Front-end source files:

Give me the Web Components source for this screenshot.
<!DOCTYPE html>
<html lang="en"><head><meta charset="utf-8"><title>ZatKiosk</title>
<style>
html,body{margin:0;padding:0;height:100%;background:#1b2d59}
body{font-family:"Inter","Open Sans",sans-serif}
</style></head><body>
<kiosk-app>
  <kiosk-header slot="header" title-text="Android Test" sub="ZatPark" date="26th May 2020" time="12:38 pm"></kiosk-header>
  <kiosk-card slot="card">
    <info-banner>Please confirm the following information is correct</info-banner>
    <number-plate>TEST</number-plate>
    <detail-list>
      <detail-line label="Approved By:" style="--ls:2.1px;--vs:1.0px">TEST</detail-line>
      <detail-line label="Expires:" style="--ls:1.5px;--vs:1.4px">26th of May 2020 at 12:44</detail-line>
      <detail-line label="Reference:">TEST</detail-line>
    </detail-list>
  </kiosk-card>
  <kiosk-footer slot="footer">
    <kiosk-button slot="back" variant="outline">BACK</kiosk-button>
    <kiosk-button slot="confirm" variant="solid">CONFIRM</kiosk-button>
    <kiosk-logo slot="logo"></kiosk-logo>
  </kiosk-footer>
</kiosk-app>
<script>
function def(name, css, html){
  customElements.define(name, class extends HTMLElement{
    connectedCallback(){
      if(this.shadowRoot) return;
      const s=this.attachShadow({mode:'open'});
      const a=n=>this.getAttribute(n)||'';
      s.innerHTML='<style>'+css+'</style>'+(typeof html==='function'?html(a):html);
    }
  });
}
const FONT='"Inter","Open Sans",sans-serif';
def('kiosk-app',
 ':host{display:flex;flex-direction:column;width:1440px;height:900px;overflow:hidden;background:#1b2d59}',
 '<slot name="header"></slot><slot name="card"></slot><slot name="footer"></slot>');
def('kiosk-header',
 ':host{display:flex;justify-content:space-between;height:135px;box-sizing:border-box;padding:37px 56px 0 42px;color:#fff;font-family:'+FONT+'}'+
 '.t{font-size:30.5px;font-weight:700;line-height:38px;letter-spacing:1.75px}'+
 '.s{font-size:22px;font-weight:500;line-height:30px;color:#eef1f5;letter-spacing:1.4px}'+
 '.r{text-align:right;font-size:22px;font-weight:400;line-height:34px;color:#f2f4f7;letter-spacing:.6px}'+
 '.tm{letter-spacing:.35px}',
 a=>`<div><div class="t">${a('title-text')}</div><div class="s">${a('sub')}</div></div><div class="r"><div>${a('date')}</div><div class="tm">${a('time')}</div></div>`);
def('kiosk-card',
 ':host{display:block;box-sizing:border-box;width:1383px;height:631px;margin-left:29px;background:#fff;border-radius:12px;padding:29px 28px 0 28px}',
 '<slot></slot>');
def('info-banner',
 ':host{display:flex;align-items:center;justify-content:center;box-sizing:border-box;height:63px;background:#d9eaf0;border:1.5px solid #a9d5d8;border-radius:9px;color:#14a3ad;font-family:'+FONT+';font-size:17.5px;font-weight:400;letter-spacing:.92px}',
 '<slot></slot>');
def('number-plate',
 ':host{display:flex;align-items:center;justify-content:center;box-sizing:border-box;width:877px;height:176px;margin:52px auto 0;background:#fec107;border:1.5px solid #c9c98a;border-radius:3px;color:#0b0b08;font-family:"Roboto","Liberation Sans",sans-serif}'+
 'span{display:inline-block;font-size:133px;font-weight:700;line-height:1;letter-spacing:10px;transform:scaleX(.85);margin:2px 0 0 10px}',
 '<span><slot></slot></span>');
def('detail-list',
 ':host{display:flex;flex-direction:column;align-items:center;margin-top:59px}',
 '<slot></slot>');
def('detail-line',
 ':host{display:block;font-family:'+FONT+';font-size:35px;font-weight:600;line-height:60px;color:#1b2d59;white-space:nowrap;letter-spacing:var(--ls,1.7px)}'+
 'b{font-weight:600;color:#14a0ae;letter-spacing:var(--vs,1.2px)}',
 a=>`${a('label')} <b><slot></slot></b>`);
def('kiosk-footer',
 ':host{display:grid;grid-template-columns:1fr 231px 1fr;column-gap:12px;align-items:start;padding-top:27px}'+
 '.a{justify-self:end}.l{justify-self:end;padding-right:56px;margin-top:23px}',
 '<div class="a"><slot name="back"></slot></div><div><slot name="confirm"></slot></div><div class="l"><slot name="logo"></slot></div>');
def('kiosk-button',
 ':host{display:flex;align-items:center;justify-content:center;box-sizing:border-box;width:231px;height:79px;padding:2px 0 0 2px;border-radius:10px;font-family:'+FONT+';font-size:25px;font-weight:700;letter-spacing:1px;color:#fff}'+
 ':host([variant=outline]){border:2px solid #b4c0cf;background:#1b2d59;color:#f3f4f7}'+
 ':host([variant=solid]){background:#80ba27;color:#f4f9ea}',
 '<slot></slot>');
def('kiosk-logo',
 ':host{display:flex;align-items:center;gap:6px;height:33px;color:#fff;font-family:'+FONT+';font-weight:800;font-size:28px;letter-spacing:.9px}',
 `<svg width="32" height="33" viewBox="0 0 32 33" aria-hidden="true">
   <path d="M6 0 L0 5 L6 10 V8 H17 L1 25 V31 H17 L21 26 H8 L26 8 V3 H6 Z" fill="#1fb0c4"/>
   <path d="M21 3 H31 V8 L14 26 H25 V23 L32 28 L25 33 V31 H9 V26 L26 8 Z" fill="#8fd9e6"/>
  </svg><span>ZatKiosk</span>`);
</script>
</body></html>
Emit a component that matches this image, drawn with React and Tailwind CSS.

◆ Direction:
Output each entry precisely as given.

◆ Written response:
Give me the Web Components source for this screenshot.
<!DOCTYPE html>
<html lang="en"><head><meta charset="utf-8"><title>ZatKiosk</title>
<style>
html,body{margin:0;padding:0;height:100%;background:#1b2d59}
body{font-family:"Inter","Open Sans",sans-serif}
</style></head><body>
<kiosk-app>
  <kiosk-header slot="header" title-text="Android Test" sub="ZatPark" date="26th May 2020" time="12:38 pm"></kiosk-header>
  <kiosk-card slot="card">
    <info-banner>Please confirm the following information is correct</info-banner>
    <number-plate>TEST</number-plate>
    <detail-list>
      <detail-line label="Approved By:" style="--ls:2.1px;--vs:1.0px">TEST</detail-line>
      <detail-line label="Expires:" style="--ls:1.5px;--vs:1.4px">26th of May 2020 at 12:44</detail-line>
      <detail-line label="Reference:">TEST</detail-line>
    </detail-list>
  </kiosk-card>
  <kiosk-footer slot="footer">
    <kiosk-button slot="back" variant="outline">BACK</kiosk-button>
    <kiosk-button slot="confirm" variant="solid">CONFIRM</kiosk-button>
    <kiosk-logo slot="logo"></kiosk-logo>
  </kiosk-footer>
</kiosk-app>
<script>
function def(name, css, html){
  customElements.define(name, class extends HTMLElement{
    connectedCallback(){
      if(this.shadowRoot) return;
      const s=this.attachShadow({mode:'open'});
      const a=n=>this.getAttribute(n)||'';
      s.innerHTML='<style>'+css+'</style>'+(typeof html==='function'?html(a):html);
    }
  });
}
const FONT='"Inter","Open Sans",sans-serif';
def('kiosk-app',
 ':host{display:flex;flex-direction:column;width:1440px;height:900px;overflow:hidden;background:#1b2d59}',
 '<slot name="header"></slot><slot name="card"></slot><slot name="footer"></slot>');
def('kiosk-header',
 ':host{display:flex;justify-content:space-between;height:135px;box-sizing:border-box;padding:37px 56px 0 42px;color:#fff;font-family:'+FONT+'}'+
 '.t{font-size:30.5px;font-weight:700;line-height:38px;letter-spacing:1.75px}'+
 '.s{font-size:22px;font-weight:500;line-height:30px;color:#eef1f5;letter-spacing:1.4px}'+
 '.r{text-align:right;font-size:22px;font-weight:400;line-height:34px;color:#f2f4f7;letter-spacing:.6px}'+
 '.tm{letter-spacing:.35px}',
 a=>`<div><div class="t">${a('title-text')}</div><div class="s">${a('sub')}</div></div><div class="r"><div>${a('date')}</div><div class="tm">${a('time')}</div></div>`);
def('kiosk-card',
 ':host{display:block;box-sizing:border-box;width:1383px;height:631px;margin-left:29px;background:#fff;border-radius:12px;padding:29px 28px 0 28px}',
 '<slot></slot>');
def('info-banner',
 ':host{display:flex;align-items:center;justify-content:center;box-sizing:border-box;height:63px;background:#d9eaf0;border:1.5px solid #a9d5d8;border-radius:9px;color:#14a3ad;font-family:'+FONT+';font-size:17.5px;font-weight:400;letter-spacing:.92px}',
 '<slot></slot>');
def('number-plate',
 ':host{display:flex;align-items:center;justify-content:center;box-sizing:border-box;width:877px;height:176px;margin:52px auto 0;background:#fec107;border:1.5px solid #c9c98a;border-radius:3px;color:#0b0b08;font-family:"Roboto","Liberation Sans",sans-serif}'+
 'span{display:inline-block;font-size:133px;font-weight:700;line-height:1;letter-spacing:10px;transform:scaleX(.85);margin:2px 0 0 10px}',
 '<span><slot></slot></span>');
def('detail-list',
 ':host{display:flex;flex-direction:column;align-items:center;margin-top:59px}',
 '<slot></slot>');
def('detail-line',
 ':host{display:block;font-family:'+FONT+';font-size:35px;font-weight:600;line-height:60px;color:#1b2d59;white-space:nowrap;letter-spacing:var(--ls,1.7px)}'+
 'b{font-weight:600;color:#14a0ae;letter-spacing:var(--vs,1.2px)}',
 a=>`${a('label')} <b><slot></slot></b>`);
def('kiosk-footer',
 ':host{display:grid;grid-template-columns:1fr 231px 1fr;column-gap:12px;align-items:start;padding-top:27px}'+
 '.a{justify-self:end}.l{justify-self:end;padding-right:56px;margin-top:23px}',
 '<div class="a"><slot name="back"></slot></div><div><slot name="confirm"></slot></div><div class="l"><slot name="logo"></slot></div>');
def('kiosk-button',
 ':host{display:flex;align-items:center;justify-content:center;box-sizing:border-box;width:231px;height:79px;padding:2px 0 0 2px;border-radius:10px;font-family:'+FONT+';font-size:25px;font-weight:700;letter-spacing:1px;color:#fff}'+
 ':host([variant=outline]){border:2px solid #b4c0cf;background:#1b2d59;color:#f3f4f7}'+
 ':host([variant=solid]){background:#80ba27;color:#f4f9ea}',
 '<slot></slot>');
def('kiosk-logo',
 ':host{display:flex;align-items:center;gap:6px;height:33px;color:#fff;font-family:'+FONT+';font-weight:800;font-size:28px;letter-spacing:.9px}',
 `<svg width="32" height="33" viewBox="0 0 32 33" aria-hidden="true">
   <path d="M6 0 L0 5 L6 10 V8 H17 L1 25 V31 H17 L21 26 H8 L26 8 V3 H6 Z" fill="#1fb0c4"/>
   <path d="M21 3 H31 V8 L14 26 H25 V23 L32 28 L25 33 V31 H9 V26 L26 8 Z" fill="#8fd9e6"/>
  </svg><span>ZatKiosk</span>`);
</script>
</body></html>
Emit a component that matches this image, drawn with React and Tailwind CSS.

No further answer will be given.